Pivot Choice Effects:
Try Quickselect on the array [62, 71, 38, 54, 85, 23, 91, 33, 47, 19, 68, 75, 99] to find the 7th smallest element. Do this twice: once using the first element as the pivot, once using the true median. How many steps does each take?
Pivot Behavior Exploration:
Consider the array [42, 17, 63, 5, 89, 28, 34, 57, 71, 21, 46, 79]. Apply Quickselect with three pivot strategies to find the 6th smallest element:
- (a) First element as pivot
- (b) Last element as pivot
- (c) Median-of-three (choose median of first, middle, last)
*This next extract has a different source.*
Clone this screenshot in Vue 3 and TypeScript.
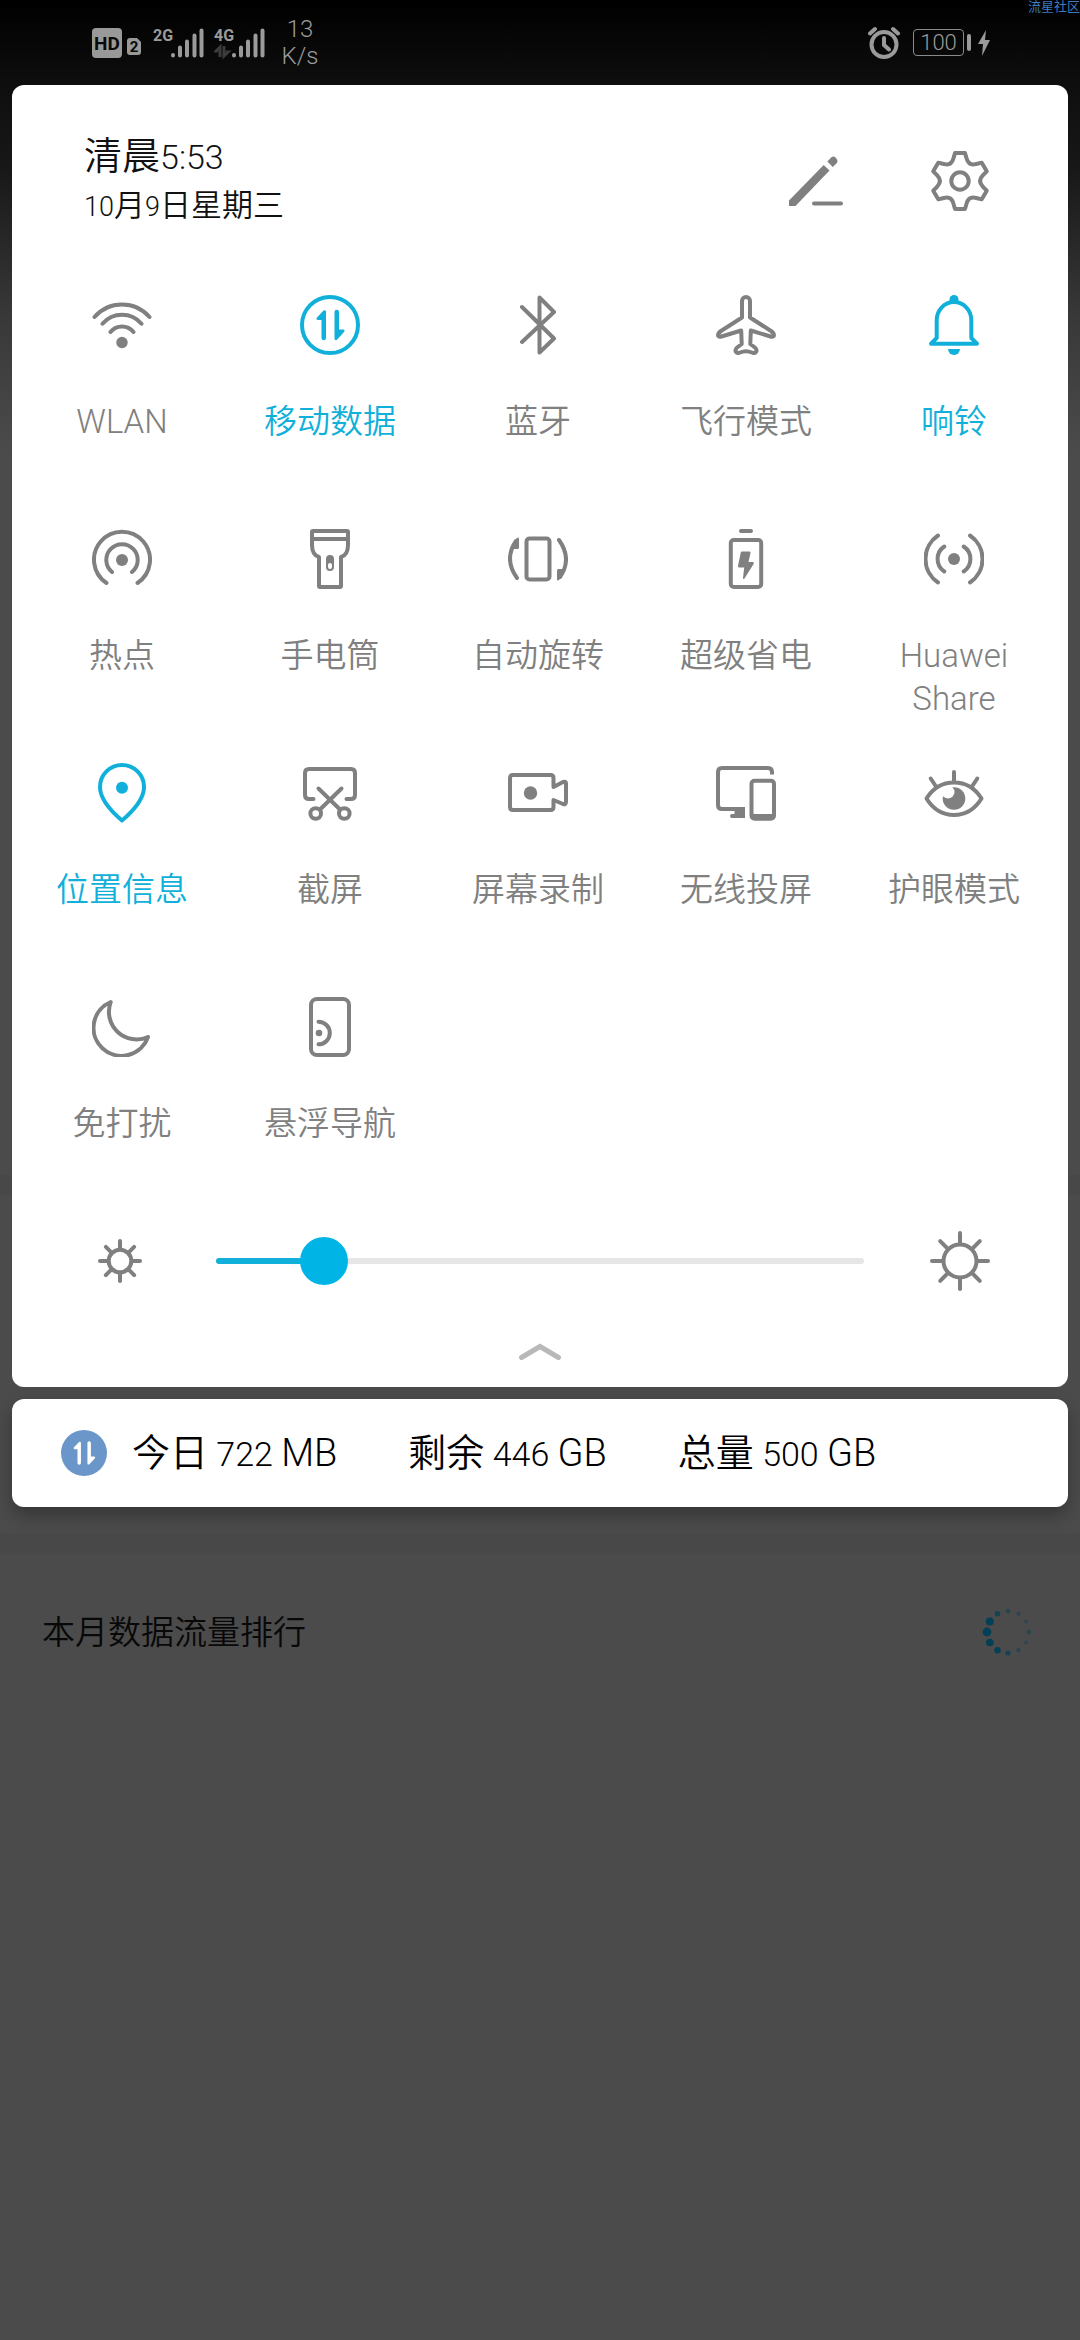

For each case, record the partitions created and number of steps. Which strategy gives the most balanced partitioning?

Homework Problems

Euclidean Algorithm Walkthrough:
Compute \(\gcd(119, 34)\) by hand using the Euclidean algorithm. List each remainder step and determine how many recursive calls occur.
Quickselect by Hand:
Use Quickselect to find the 8th smallest number in the array [48, 15, 67, 34, 92, 10, 56, 74, 23, 29, 88, 12, 61]. Use the first element as the pivot at each step. Show the updated array, partition index, and range for the next recursive call at each step.
Euclidean Edge Case:
Compute \(\gcd(1597, 987)\) by hand. Count the number of recursive calls. (Hint: These are consecutive Fibonacci numbers.)
Tree Performance:
Insert the following numbers into a binary search tree in the given order: [500, 200, 800, 100, 300, 700, 900, 50, 150, 250, 350, 600, 750, 850, 950]. Draw the tree and compute the maximum depth, as well as the depth of each leaf node.
Worst-Case Quickselect:
Construct an array of 9 distinct elements such that Quickselect (using pivot-at-start) takes the maximum number of steps to find the 5th smallest. Explain why this array causes the worst-case behavior.